RAW DATA:
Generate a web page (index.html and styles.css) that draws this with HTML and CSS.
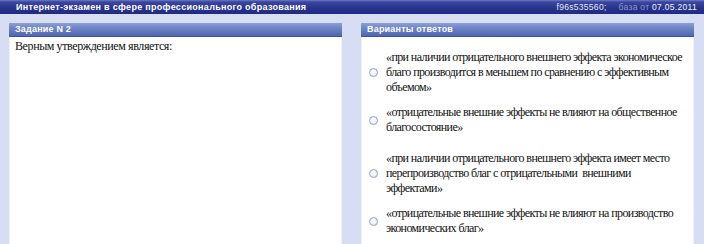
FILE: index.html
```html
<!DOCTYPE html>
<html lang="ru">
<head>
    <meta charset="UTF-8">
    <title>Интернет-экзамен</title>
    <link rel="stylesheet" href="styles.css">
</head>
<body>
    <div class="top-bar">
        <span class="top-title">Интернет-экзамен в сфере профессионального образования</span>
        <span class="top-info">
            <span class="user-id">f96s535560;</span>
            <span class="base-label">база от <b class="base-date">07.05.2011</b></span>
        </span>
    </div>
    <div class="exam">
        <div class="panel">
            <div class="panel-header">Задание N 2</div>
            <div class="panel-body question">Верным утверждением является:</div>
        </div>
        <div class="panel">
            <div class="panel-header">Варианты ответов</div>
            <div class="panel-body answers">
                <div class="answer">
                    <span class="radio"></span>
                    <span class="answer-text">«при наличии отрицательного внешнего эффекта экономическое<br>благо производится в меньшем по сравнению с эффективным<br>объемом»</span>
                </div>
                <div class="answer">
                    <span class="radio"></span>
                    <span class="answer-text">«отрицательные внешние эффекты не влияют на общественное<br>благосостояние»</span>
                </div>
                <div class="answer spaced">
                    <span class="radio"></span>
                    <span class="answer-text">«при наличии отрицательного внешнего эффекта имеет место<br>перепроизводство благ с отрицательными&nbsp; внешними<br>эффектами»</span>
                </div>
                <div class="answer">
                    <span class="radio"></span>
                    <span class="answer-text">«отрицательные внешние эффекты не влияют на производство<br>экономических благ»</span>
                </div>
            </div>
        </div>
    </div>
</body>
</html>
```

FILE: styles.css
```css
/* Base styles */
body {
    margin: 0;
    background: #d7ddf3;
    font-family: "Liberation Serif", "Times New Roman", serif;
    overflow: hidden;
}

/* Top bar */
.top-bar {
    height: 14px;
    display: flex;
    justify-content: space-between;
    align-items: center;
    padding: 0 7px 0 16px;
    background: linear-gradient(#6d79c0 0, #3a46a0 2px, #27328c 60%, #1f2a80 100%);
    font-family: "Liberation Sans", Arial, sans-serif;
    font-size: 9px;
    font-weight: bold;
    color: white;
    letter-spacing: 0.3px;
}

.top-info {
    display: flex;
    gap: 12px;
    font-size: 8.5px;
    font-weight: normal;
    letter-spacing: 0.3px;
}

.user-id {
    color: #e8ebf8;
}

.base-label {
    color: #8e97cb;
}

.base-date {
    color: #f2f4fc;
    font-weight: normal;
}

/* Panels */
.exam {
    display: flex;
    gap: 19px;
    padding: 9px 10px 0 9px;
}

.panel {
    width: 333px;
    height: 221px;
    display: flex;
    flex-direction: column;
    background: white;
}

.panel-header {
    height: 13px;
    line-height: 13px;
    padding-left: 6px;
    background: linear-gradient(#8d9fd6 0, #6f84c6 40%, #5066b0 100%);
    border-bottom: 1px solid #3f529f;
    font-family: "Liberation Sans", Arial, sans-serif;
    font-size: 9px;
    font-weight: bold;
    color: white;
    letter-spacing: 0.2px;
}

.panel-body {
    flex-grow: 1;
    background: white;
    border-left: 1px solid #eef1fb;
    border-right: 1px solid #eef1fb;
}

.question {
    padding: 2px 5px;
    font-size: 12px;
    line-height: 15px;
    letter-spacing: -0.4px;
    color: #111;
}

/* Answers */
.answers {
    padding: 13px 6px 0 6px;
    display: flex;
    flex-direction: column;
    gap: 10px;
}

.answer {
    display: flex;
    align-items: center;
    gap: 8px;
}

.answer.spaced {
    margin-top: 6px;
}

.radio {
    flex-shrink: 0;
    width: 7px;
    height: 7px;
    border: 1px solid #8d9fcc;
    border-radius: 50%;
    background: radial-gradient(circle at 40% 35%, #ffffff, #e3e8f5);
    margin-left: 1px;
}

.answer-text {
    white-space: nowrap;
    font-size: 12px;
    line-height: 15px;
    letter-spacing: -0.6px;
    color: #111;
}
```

EXERCISE AIM: Copy every line of the listing containing the string "index".

OUTPUT OF THE EXERCISE:
Generate a web page (index.html and styles.css) that draws this with HTML and CSS.
FILE: index.html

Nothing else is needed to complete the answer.